For some students, however, the most upsetting news they have received was that We the People, a popular elective that studies the U.S. Constitution, will no longer be available after 22 years at Northwest. There are some who have been waiting since their freshman year to take the class, as senior Savannah Newton did.

“Saying that I’m a part of the last We the People class ever still astonishes me,” Newton said. “It breaks my heart to know that no one will get to experience [the class] in the future because it was so eye-opening for me and truly was one of my favorite high school experiences. It always will be.”

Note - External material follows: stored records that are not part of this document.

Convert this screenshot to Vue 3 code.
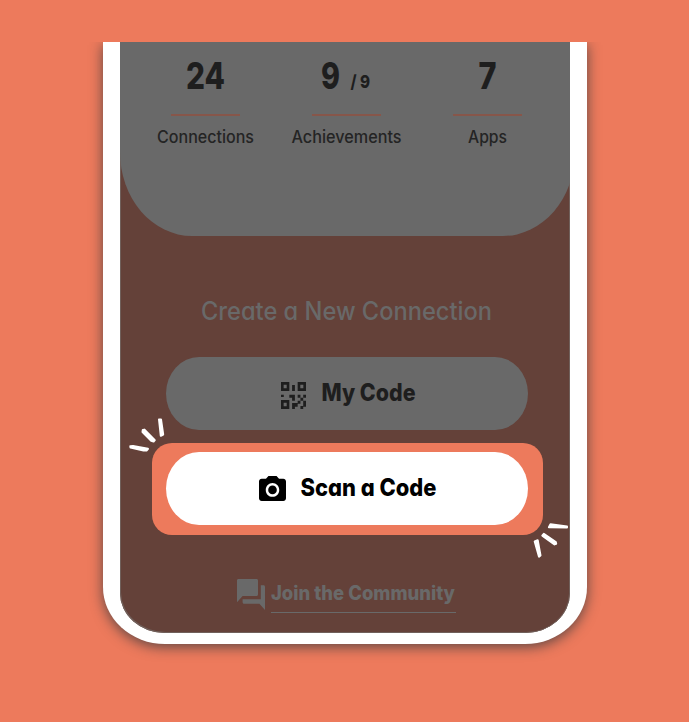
<script setup>
const stats = [
  { label: 'Connections', labelWidth: 97, value: '24', valueX: 51, valueWidth: 39 },
  { label: 'Achievements', labelWidth: 110, value: '9', valueX: 45, valueWidth: 19, total: '/ 9' },
  { label: 'Apps', labelWidth: 39, value: '7', valueX: 61.5, valueWidth: 18 },
]
</script>

<template>
  <main class="stage">
    <div class="phone">
      <div class="screen">
        <section class="profile">
          <div v-for="s in stats" :key="s.label" class="stat">
            <svg class="value" width="141" height="72">
              <text :x="s.valueX" y="46.5" :textLength="s.valueWidth" lengthAdjust="spacingAndGlyphs">{{ s.value }}</text>
              <text v-if="s.total" class="total" x="74.5" y="46" textLength="19.5" lengthAdjust="spacingAndGlyphs">{{ s.total }}</text>
            </svg>
            <hr />
            <svg class="caption" width="141" height="36">
              <text :x="70.5 - s.labelWidth / 2" y="18" :textLength="s.labelWidth" lengthAdjust="spacingAndGlyphs">{{ s.label }}</text>
            </svg>
          </div>
        </section>

        <svg class="heading" width="310" height="40">
          <text x="10" y="26" textLength="291" lengthAdjust="spacingAndGlyphs">Create a New Connection</text>
        </svg>

        <button class="pill">
          <svg class="qr" width="25" height="27" viewBox="3 3 18 18" preserveAspectRatio="none">
            <path fill-rule="evenodd" d="M3 3h6v6H3zM4.900 4.900v2.200h2.200V4.900zM15 3h6v6h-6zM16.900 4.900v2.200h2.200V4.900zM3 15h6v6H3zM4.900 16.900v2.200h2.200v-2.200zM11 5h2v4h-2zM3 11.500h2v1.500H3zM9 11.500h4v4h-2v-2H9zM15 11.500h2v2h-2zM19 11.500h2v2h-2zM17 13.500h2v2h-2zM15 15.500h2v2h-2v2h-2v1.500h-2v-4h4zM19 15.500h2v4h-2zM17 19h2v2h-2z" />
          </svg>
          <svg class="pill-text" width="98" height="34">
            <text x="0.5" y="25" textLength="94" lengthAdjust="spacingAndGlyphs">My Code</text>
          </svg>
        </button>

        <div class="spotlight">
          <button class="pill bright">
            <svg width="27" height="25" viewBox="2 2 20 18" preserveAspectRatio="none">
              <path d="M9 2 7.170 4H4c-1.100 0-2 .9-2 2v12c0 1.100.9 2 2 2h16c1.100 0 2-.9 2-2V6c0-1.100-.9-2-2-2h-3.170L15 2zm3 15c-2.760 0-5-2.240-5-5s2.240-5 5-5 5 2.240 5 5-2.240 5-5 5z" />
              <circle cx="12" cy="12" r="3.200" />
            </svg>
            <svg class="pill-text" width="140" height="34">
              <text x="-0.5" y="25" textLength="136" lengthAdjust="spacingAndGlyphs">Scan a Code</text>
            </svg>
          </button>
          <svg class="spark start" width="40" height="38">
            <path d="M32 3.500 34 3.500 36.200 18.500 33.800 19.800Z" />
            <path d="M15.800 14 17.500 13.600 27.800 24.200 26.600 25.600 24.200 24.800 15.500 16Z" />
            <path d="M3.300 30.200 6 30 21 32.800 19.500 34.600 16.500 34.600 3.500 31.500Z" />
          </svg>
          <svg class="spark end" width="40" height="38">
            <path d="M20.500 3.300 37 5.600 37 6.600 18.900 6.200Z" />
            <path d="M13.800 12.800 12.300 14.600 24.500 23.400 26.200 22.800 25.800 21Z" />
            <path d="M4.700 20.500 7.700 19.300 10.500 34.500 9 35.700Z" />
          </svg>
        </div>

        <a class="community">
          <svg width="28" height="31" viewBox="2 2 20 20" preserveAspectRatio="none">
            <path d="M21 6h-2v9H6v2c0 .55.45 1 1 1h11l4 4V7c0-.55-.45-1-1-1zm-4 6V3c0-.55-.45-1-1-1H3c-.55 0-1 .45-1 1v14l4-4h10c.55 0 1-.45 1-1z" />
          </svg>
          <svg class="link-text" width="185" height="33">
            <text x="0" y="21" textLength="184" lengthAdjust="spacingAndGlyphs">Join the Community</text>
          </svg>
        </a>
      </div>
    </div>
  </main>
</template>

<style>
body {
  background: #ed7a5c;
}
</style>

<style scoped>
.stage {
  box-sizing: border-box;
  height: 680px;
  margin-top: 42px;
  padding-left: 103px;
  overflow: hidden;
  background: #ed7a5c;
  font-family: Inter, "Open Sans", sans-serif;
  font-feature-settings: "cv11";
}
svg {
  overflow: visible;
}
.phone {
  box-sizing: border-box;
  width: 484px;
  height: 602px;
  padding: 0 17px 11.500px;
  background: #fff;
  border-radius: 0 0 62px 62px / 0 0 57px 57px;
  box-shadow: 0 3px 13px rgba(45, 55, 60, 0.75);
}
.screen {
  display: flex;
  flex-direction: column;
  align-items: center;
  box-sizing: border-box;
  width: 450px;
  height: 590.500px;
  overflow: hidden;
  background: #644139;
  border-radius: 0 0 45px 45px / 0 0 40px 40px;
  box-shadow: inset 1px -1px 0 #70605b, inset -1px 0 0 #70605b;
}
.profile {
  display: flex;
  flex: none;
  align-self: flex-start;
  box-sizing: border-box;
  width: 455px;
  height: 193.500px;
  padding-left: 15px;
  background: #696969;
  border-radius: 0 0 72px 72px / 0 0 84px 84px;
}
.stat {
  display: flex;
  flex-direction: column;
  align-items: center;
  width: 141.200px;
}
.value {
  fill: #1e1e1e;
  font-size: 36.500px;
  font-weight: 800;
}
.total {
  font-size: 18px;
}
hr {
  width: 69px;
  height: 1.500px;
  margin: 0;
  border: 0;
  background: #87564a;
}
.caption {
  margin-top: 9px;
  fill: #242424;
  font-size: 17px;
  font-weight: 450;
}
.heading {
  flex: none;
  margin: 58.500px 0 21px 2px;
  fill: #696969;
  font-size: 25px;
  font-weight: 500;
}
.pill {
  display: flex;
  align-items: center;
  justify-content: center;
  flex: none;
  gap: 15px;
  box-sizing: border-box;
  width: 362px;
  height: 73px;
  margin: 2px 0 0 3px;
  padding: 0 0 0 6px;
  border: 0;
  border-radius: 33px / 36.500px;
  background: #696969;
  fill: #1e1e1e;
  font: inherit;
  font-feature-settings: inherit;
}
.pill-text {
  margin-top: -1px;
  font-size: 24px;
  font-weight: 800;
}
.qr {
  margin-top: 3px;
}
.spotlight {
  position: relative;
  display: flex;
  flex: none;
  box-sizing: border-box;
  width: 391px;
  height: 92px;
  margin: 13px 0 0 5px;
  padding: 9px 13px;
  border-radius: 20px;
  background: #ed7a5c;
}
.bright {
  margin: 0 0 0 1px;
  background: #fff;
  fill: #000;
}
.spark {
  position: absolute;
  fill: #fff;
  stroke: #fff;
  stroke-width: 2px;
  stroke-linejoin: round;
}
.start {
  left: -25px;
  top: -27px;
}
.end {
  right: -27px;
  bottom: -24px;
}
.community {
  display: flex;
  align-items: flex-start;
  flex: none;
  gap: 6px;
  margin: 44px 0 0 2px;
  fill: #696969;
}
.link-text {
  border-bottom: 1.500px solid #696969;
  font-size: 20px;
  font-weight: 800;
}
</style>
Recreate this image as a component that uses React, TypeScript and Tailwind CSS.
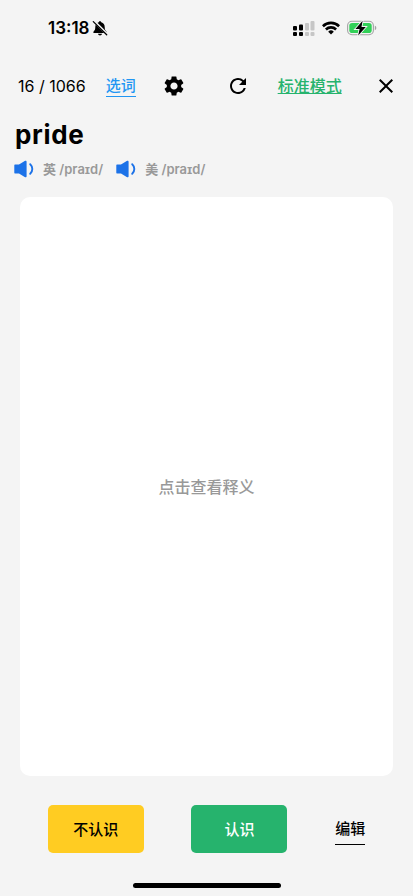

Essentially, in the class, students discuss controversial topics, break into six different groups—or units—that focus on different parts of the government and write papers for their respective unit to present at competitions.

Students have enjoyed being a part of the We the People legacy while it has lasted and being known as a “weeple” around school. But most of all, they have enjoyed having social studies teacher Ray Parrish as their coach.

“[Mr. Parrish] has enlightened all of us with his plethora of knowledge and encourages each one of us to take the class beyond high school and beyond the grade so that we were able to truly focus on the purpose of We the People: ‘pursuing truth in the company of friends,’” Newton said.

At states this year, the team lost to Raleigh Charter High School by three points and were unable to compete at nationals, but they still went to D.C. May 13-16—the last We the People trip ever.

“I’ve been to D.C. a couple of times, but I had never been to the Holocaust museum,” senior Michael Benson said. “It was a really special experience to see the trials that the Jewish people went through and to go through the museum with a group of people that really care about history.”

Though it was bittersweet, Parrish believes the trip was a good way to end the year and the class. However, he is still trying to remain hopeful that the class will return one day.

“Not having We the People next year will be a big change in my life,” Parrish said. “It is very possible that it could come back, and it’s very possible that it might not. At this point, I’m sort of lost.”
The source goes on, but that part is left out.